Sunday, July 27, 2008

More on the High-End Offspring She's Producing


At his behest, Stryker's siblings tied and duct-taped him to a chair. They left his mouth free--again, at Stryker's bidding--so that he could call out and provide commentary and wit to passers by. Which he did.

He stayed there for about two hours, all tied up.

Now, back story: soon after Stryker's birth, one of the Matron's gay friends pulled her aside and queried: "Honey! You do know about Jeff Stryker? The biggest dick on the planet?"

Well, hold those horses! Zip that fly! The Matron did not! Never knew such a man existed. But now Stryker has a list of Jeff Stryker's 'adult' films in his baby book. Yes indeed. She's that kind of a mama. (But she thinks 'adult' is a misnomer. Try something more stupid)

Given his name's legacy and the hours he spent hog-tied, the Matron allowed herself one speckled bump of imagination into Stryker's future adult sex life. Then she fled, screaming, and poured some more chocolate milk and set out cookies.

Until she went back outside and found this:

The Matron is dialing a therapist.

Speaking of which -- and not that she's pimping her BLOG - but Friday's post is a thriller (if she doesn't say so herself). The weekend brings fewer readers, but she is telling you: Friday is not only worth it but you don't want to miss it. Because there's a sequel.

13 comments:

smalltownme said...

You have interesting children. My older son started to replicate himself out of duct tape.
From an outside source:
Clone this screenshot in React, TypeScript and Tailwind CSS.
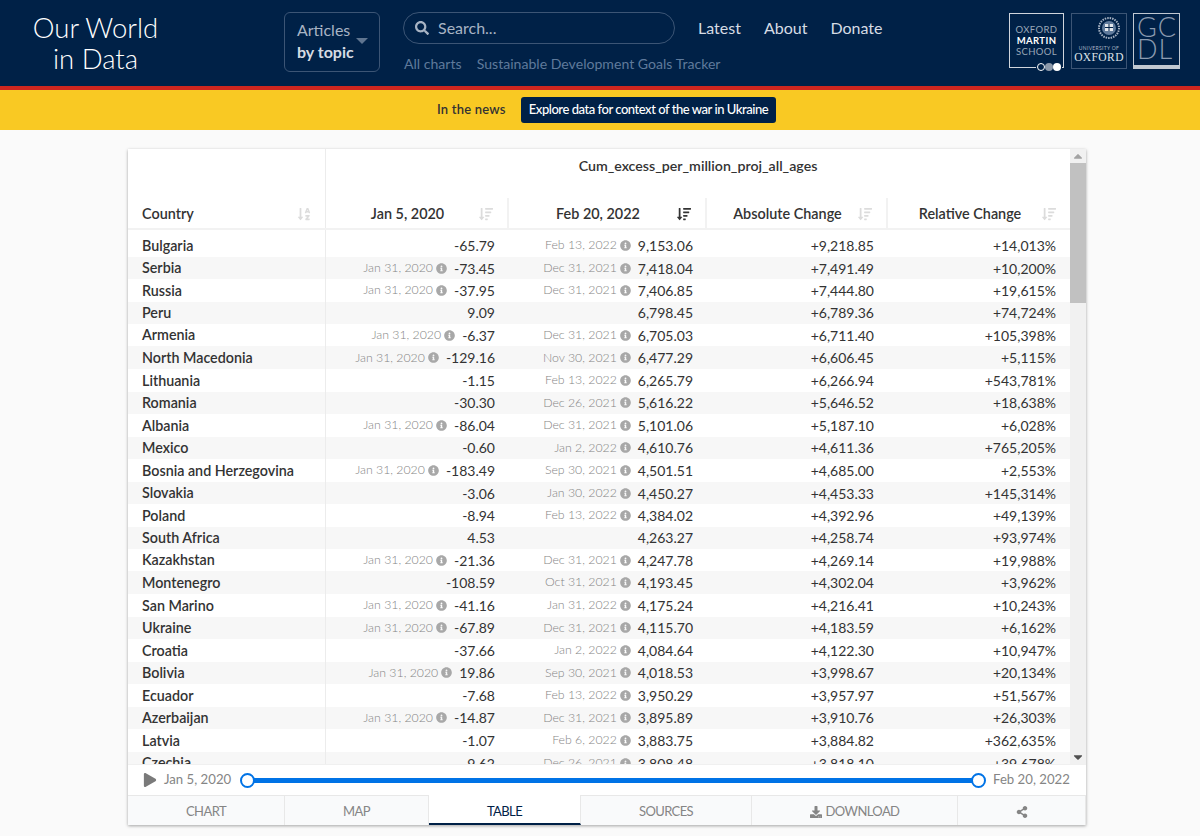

We got a hand, and then he got bored...

Jenn @ Juggling Life said...

Thanks for the visual reminder of the story I've been meaning to blog about Danger Boy and friend duct-taping Social Butterfly and friend to chairs. Did you know duct tape offers superior hair removal?

Mrs. G. said...

Did it hurt to remove the tape? See you on Friday.

Anonymous said...

Oh Stryker...you are the coolest kid EVER. And I know kids.

Roll on Friday Matron!

JCK said...

Friday sounds intriguing.

That Stryker is creative. I do shudder at the image of tape removal.

Although...do you think if I duct taped my thighs I could rip the tape off and do a waxing?

Manager Mom said...

Oh... I am just laughing so hard right now. I think my son would be thrilled to do the same thing, but my neighbors already think I'm weird enough...
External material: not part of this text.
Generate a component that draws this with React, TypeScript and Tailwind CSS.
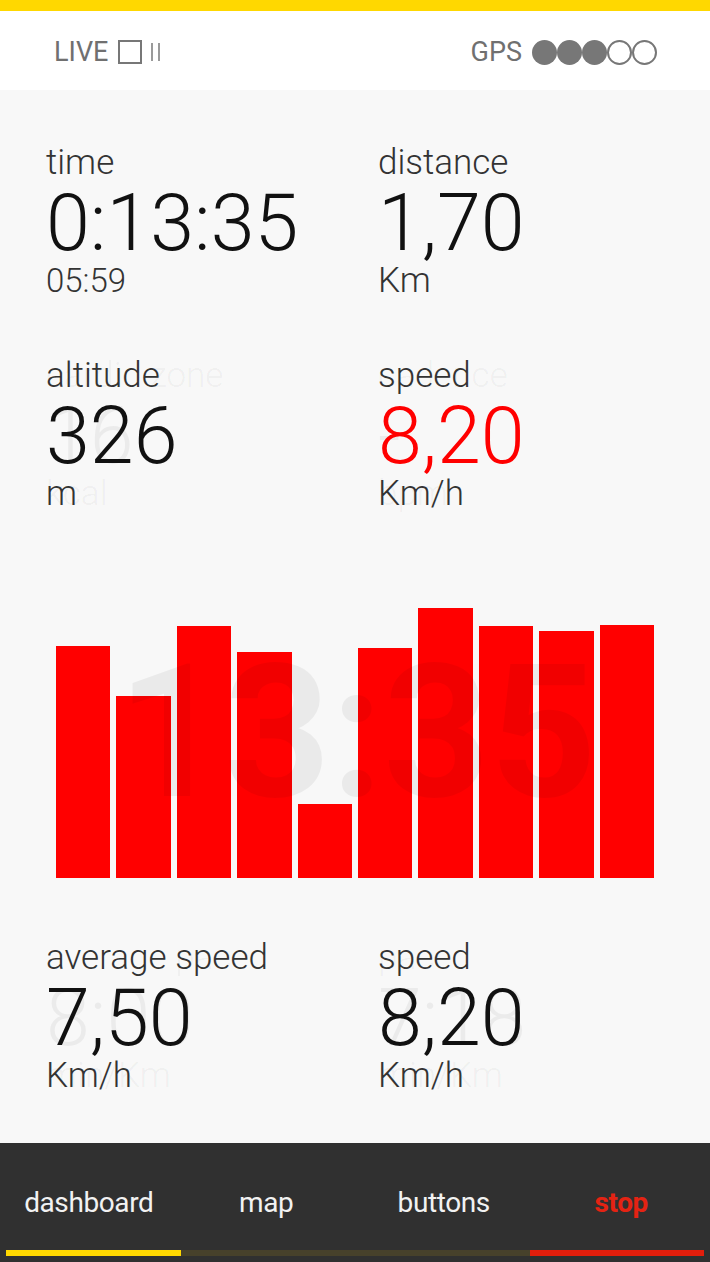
import React from "react";

type Ghost = { label: string; value: string; sub: string };

interface StatProps {
  label: string;
  value: string;
  sub: string;
  valueColor?: string;
  subSize?: string;
  ghost?: Ghost;
}

function Stat({ label, value, sub, valueColor = "text-[#111]", subSize = "text-[35px]", ghost }: StatProps) {
  return (
    <div className="grid">
      {/* faded field fading out behind the current one */}
      {ghost && (
        <div className="[grid-area:1/1] flex flex-col font-light text-black/[0.05]">
          <div className="text-[35px] leading-[36px]">{ghost.label}</div>
          <div className="text-[79px] leading-[85px]">{ghost.value}</div>
          <div className="text-[35px] leading-[29px]">{ghost.sub}</div>
        </div>
      )}
      <div className="[grid-area:1/1] flex flex-col font-light">
        <div className="text-[35px] leading-[36px] text-[#333]">{label}</div>
        <div className={`text-[79px] leading-[85px] ${valueColor}`}>{value}</div>
        <div className={`${subSize} leading-[29px] text-[#333]`}>{sub}</div>
      </div>
    </div>
  );
}

const bars = [232, 182, 252, 226, 74, 230, 270, 252, 247, 253];

export default function App() {
  return (
    <div className="w-[710px] h-[1262px] flex flex-col bg-[#f8f8f8] font-['Roboto',sans-serif] overflow-hidden">
      {/* top accent */}
      <div className="h-[11px] bg-[#ffd800]" />

      {/* status header */}
      <header className="h-[79px] bg-white flex items-center justify-between pl-[54px] pr-[53px] pt-[3px] text-[#707070]">
        <div className="flex items-center">
          <span className="text-[27px] leading-none">LIVE</span>
          <span className="ml-[10px] w-[24px] h-[24px] border-2 border-[#777]" />
          <span className="ml-[9px] flex gap-[5px]">
            <span className="w-[2px] h-[18px] bg-[#9a9a9a]" />
            <span className="w-[2px] h-[18px] bg-[#9a9a9a]" />
          </span>
        </div>
        <div className="flex items-center">
          <span className="text-[27px] leading-none">GPS</span>
          <div className="ml-[10px] flex">
            <span className="w-[25px] h-[25px] rounded-full bg-[#777]" />
            <span className="w-[25px] h-[25px] rounded-full bg-[#777]" />
            <span className="w-[25px] h-[25px] rounded-full bg-[#777]" />
            <span className="w-[25px] h-[25px] rounded-full border-2 border-[#777]" />
            <span className="w-[25px] h-[25px] rounded-full border-2 border-[#777]" />
          </div>
        </div>
      </header>

      <main className="flex-1 flex flex-col pt-[55px]">
        <div className="grid grid-cols-[332px_1fr] gap-y-[63px] pl-[46px]">
          <Stat label="time" value="0:13:35" sub="05:59" subSize="text-[33px]" />
          <Stat label="distance" value="1,70" sub="Km" />
          <Stat
            label="altitude"
            value="326"
            sub="m"
            ghost={{ label: "cardio zone", value: "16", sub: "kcal" }}
          />
          <Stat
            label="speed"
            value="8,20"
            sub="Km/h"
            valueColor="text-[#ff0000]"
            ghost={{ label: "cadence", value: "-", sub: "bpm" }}
          />
        </div>

        {/* speed chart */}
        <div className="relative h-[432px] flex items-end gap-[6px] px-[56px] pb-[62px]">
          {bars.map((h, i) => (
            <div key={i} className="flex-1 bg-[#ff0000]" style={{ height: h }} />
          ))}
          <div className="absolute left-0 right-0 top-[131px] pl-[4px] text-center text-[186px] leading-[186px] font-bold text-black/[0.055] pointer-events-none">
            13:35
          </div>
        </div>

        <div className="grid grid-cols-[332px_1fr] pl-[46px]">
          <Stat
            label="average speed"
            value="7,50"
            sub="Km/h"
            ghost={{ label: "average pace", value: "8:00", sub: "min/Km" }}
          />
          <Stat
            label="speed"
            value="8,20"
            sub="Km/h"
            ghost={{ label: "pace", value: "7:18", sub: "min/Km" }}
          />
        </div>
      </main>

      {/* bottom navigation */}
      <nav className="h-[119px] bg-[#303030] flex flex-col pt-[44px] pb-[6px]">
        <div className="grid grid-cols-4 h-[32px] text-[28px] leading-[32px] tracking-[-0.4px] text-center">
          <span className="text-[#f2f2f2]">dashboard</span>
          <span className="text-[#f2f2f2]">map</span>
          <span className="text-[#f2f2f2]">buttons</span>
          <span className="text-[#e42313] font-bold">stop</span>
        </div>
        <div className="mt-[31px] h-[6px] px-[6px] grid grid-cols-4">
          <div className="bg-[#ffd800]" />
          <div className="col-span-2 bg-[#47412b]" />
          <div className="bg-[#e21e0c]" />
        </div>
      </nav>
    </div>
  );
}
OK, Friday we have a date, then.

Lynda said...

You definitely have a unique child in Stryker. Keeps you wondering what's next!

Karen Jensen said...

A therapist for whom?

Anonymous said...

Oh my. I knew there was a reason I kept the duct tape locked away with all my Sharpie markers!

BTW, you are a winner of the "dreams contest," so drop by and claim your prize, my bloggy buddy.

Heather said...

Okay, I would want a video of the reactions of passers-by. Because I would find that quite funny too.

Perhaps I need therapy.

Liv said...

this reminds me of the time my neighbor's child decided he should be leashed to a tree out front and pretend to be a dog.

The Celestial Monochord said...

Hey! I am not gay. Either you're remembering wrong or embellishing for effect. However, my best/oldest friend at the time was indeed gay, which is how I knew about Jeff Stryker. Anyway, it's a good thing you had gave birth to your Stryker, because otherwise I might STILL be living in your guest room ...

Angie said...

My youngest daughter had a thing about wanting to be tied up for the longest time. My husband would always look at me and raise his eyebrows like, “what the hell are we in for?” If she ends up being a sex addict that is into bondage, I guess we’ll know the answer to that question.